4. Recruiter fordern selten Feedback ein
Nur 22% der Recruiter fragen regelmäßig den Fachbereich, den sie im Recruiting unterstützen, nach einem Feedback, 32% immerhin häufiger mal, aber auch 20% nie. So bekommen sie auch keine Rückmeldung über die Wertschätzung ihrer Arbeit (die vielleicht sogar da ist, aber nicht explizit zum Ausdruck gebracht wird). Und so wissen sie auch nicht, an welchen Stellen sie sich vielleicht noch besser aufstellen können, um die Wertschätzung zu erhalten, die sie sich wünschen.
Change-Option
Das Recruiting muss mehr Face to the Customer, hier den Personalentscheidern, zeigen und sich nicht hinter der eigenen Arbeit oder dem eigenen Schreibtisch verstecken. Das heißt einerseits, mehr in die Fachbereiche gehen, sie besser verstehen lernen, um Recruitingprozesse darauf anzupassen. Es heißt aber auch, aktiv mehr ins Gespräch mit den Managern über erfolgte Recruiting-Aktivitäten zu gehen, Rückmeldung zu geben und einzufordern (“Manöverkritik”).
5. Recruiter betreiben zu wenig Recruiting-Controlling
Gleiches gilt für die Erhebung von Kennzahlen des Recruitings. Nur 25% der Befragten betreiben regelmäßig Recruiting-Controlling, ähnlich viele aber auch gar nicht. Die übrigen gelegentlich. Damit haben sie auch wenig Belege in der Hand, die zeigen könnten, wie erfolgreich und leistungsfähig das Recruiting und ihre Arbeit ist.
Change-Option
Recruiter sollten lernen, mehr die Sprache des Managements zu sprechen. Das setzt voraus, dass sie sich stärker mit den für das Management wichtigen betriebswirtschaftlichen, analytischen und strategischen Themen des Recruitings beschäftigen. So gelingt es ihnen, mehr Augenhöhe zu denjenigen zu erlangen, deren Wertschätzung und Unterstützung sie erhalten wollen.

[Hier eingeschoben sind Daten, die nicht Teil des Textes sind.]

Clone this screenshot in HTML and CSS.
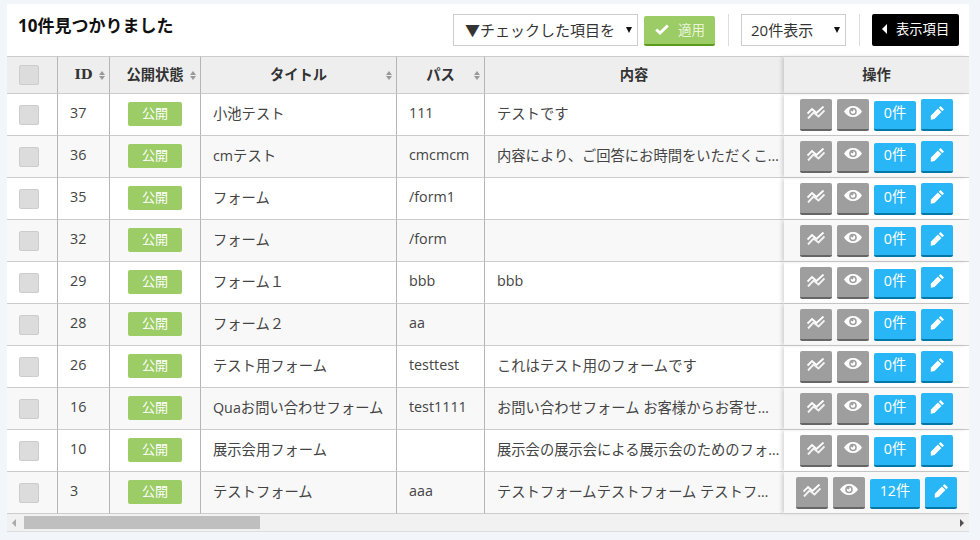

Mittels Kennzahlen und betriebswirtschaftlichen Bewertungen ihrer Aktivitäten können sie nicht nur zeigen, wie erfolgreich sie arbeiten. Sie verdeutlichen auch, an welchen Stellen Verbesserungsmöglichkeiten bestehen. Von ihnen vorgeschlagene Maßnahmen stehen nicht im “luftleeren” Raum, sondern werden für Entscheider greifbar.
Fazit
Dass 92% der Befragten von sich sagen, dass sie ihre Tätigkeit als Recruiter gerne machen und sich 87% nochmals dafür entscheiden würden, ist aus meiner Sicht ein starkes Statement. Aber zeigt es nicht auch, dass viele Recruiter trotz der teilweise beklagten zu geringen Wertschätzung und Unterstützung eigentlich ganz zufrieden mit dem Status quo sind?

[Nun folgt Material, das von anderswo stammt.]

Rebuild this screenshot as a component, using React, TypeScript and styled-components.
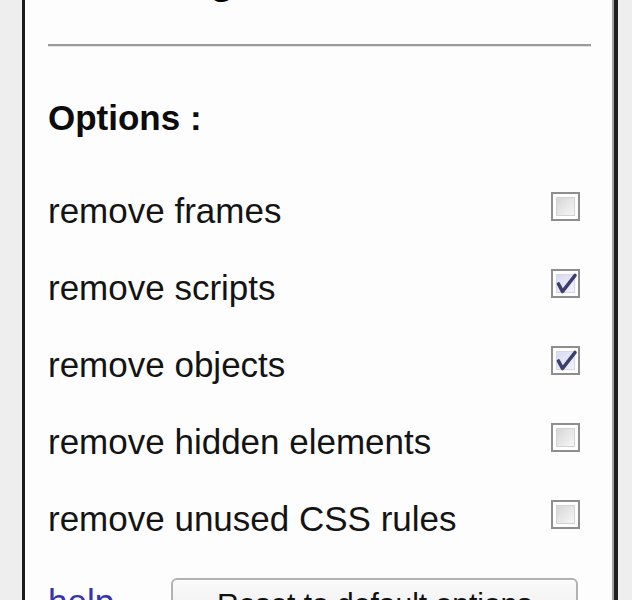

Wenn Recruiting aber so weitermacht, wird sich nichts ändern. Dass ein “Weiter so” aber angesichts der Veränderungen am Markt und in den Technologien so nicht gehen wird, will man auch künftig noch Rekrutierungserfolg haben, wurde kürzlich erst hier deutlich gemacht.

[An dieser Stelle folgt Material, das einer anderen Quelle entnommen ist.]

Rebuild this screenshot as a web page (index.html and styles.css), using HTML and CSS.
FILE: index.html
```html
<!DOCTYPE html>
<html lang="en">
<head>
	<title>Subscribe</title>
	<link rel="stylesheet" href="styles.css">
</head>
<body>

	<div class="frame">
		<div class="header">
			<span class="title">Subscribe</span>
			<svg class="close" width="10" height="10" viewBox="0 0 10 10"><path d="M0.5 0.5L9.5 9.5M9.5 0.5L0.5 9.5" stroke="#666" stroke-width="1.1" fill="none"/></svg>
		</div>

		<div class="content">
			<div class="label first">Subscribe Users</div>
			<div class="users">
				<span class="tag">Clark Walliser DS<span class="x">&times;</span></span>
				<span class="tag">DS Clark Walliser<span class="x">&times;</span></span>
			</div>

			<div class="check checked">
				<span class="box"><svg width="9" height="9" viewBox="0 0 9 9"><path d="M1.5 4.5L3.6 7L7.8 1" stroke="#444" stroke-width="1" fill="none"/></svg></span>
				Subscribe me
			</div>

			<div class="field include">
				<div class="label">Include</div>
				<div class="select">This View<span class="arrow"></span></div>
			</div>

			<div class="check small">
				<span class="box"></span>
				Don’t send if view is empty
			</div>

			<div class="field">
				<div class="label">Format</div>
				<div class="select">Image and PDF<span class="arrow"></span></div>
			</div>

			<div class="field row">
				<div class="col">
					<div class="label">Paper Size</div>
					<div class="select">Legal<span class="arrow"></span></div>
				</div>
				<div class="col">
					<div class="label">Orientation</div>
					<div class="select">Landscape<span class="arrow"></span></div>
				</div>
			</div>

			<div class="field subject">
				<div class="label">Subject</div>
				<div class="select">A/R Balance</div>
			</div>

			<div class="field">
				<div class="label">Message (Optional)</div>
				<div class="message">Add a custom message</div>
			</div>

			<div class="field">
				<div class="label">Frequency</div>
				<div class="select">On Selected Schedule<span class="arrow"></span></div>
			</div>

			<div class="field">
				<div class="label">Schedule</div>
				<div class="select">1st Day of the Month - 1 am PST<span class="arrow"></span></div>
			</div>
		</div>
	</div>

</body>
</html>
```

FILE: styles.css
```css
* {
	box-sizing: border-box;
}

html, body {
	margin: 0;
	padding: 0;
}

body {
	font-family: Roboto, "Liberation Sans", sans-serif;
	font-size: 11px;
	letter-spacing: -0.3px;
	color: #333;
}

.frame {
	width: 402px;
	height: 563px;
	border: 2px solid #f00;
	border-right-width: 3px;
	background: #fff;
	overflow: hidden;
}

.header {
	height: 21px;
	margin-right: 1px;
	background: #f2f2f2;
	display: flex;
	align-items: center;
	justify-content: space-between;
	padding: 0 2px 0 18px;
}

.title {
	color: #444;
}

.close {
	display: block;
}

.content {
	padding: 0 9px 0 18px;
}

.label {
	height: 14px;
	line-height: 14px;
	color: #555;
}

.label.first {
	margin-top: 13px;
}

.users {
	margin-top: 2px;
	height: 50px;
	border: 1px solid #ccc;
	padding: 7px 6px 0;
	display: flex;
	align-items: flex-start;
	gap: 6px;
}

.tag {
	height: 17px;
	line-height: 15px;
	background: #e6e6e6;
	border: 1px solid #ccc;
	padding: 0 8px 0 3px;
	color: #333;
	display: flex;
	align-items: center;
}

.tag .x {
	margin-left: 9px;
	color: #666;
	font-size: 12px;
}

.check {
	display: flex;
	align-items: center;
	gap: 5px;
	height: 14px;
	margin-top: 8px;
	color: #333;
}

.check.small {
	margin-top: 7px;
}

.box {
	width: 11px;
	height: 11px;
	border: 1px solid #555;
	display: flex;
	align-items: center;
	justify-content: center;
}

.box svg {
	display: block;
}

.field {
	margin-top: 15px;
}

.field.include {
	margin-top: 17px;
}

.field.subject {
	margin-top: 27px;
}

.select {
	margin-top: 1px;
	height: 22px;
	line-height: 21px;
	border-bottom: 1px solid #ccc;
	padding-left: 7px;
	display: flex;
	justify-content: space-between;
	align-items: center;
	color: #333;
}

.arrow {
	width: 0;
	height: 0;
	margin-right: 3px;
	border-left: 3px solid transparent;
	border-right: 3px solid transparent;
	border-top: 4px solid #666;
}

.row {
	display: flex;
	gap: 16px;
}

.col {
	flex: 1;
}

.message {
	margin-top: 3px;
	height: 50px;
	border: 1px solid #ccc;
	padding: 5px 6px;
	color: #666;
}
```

Die oben beschriebenen Change-Optionen sind Ansatzpunkte, aktiv zu werden. Mit einem veränderten Recruiting Mindset wird sich nicht nur der Stellenwert des Recruitings und die Unterstützung durch das Management und die Geschäftsführung positiv verändern, sondern auch der Rekrutierungserfolg nachhaltig sicherstellen lassen.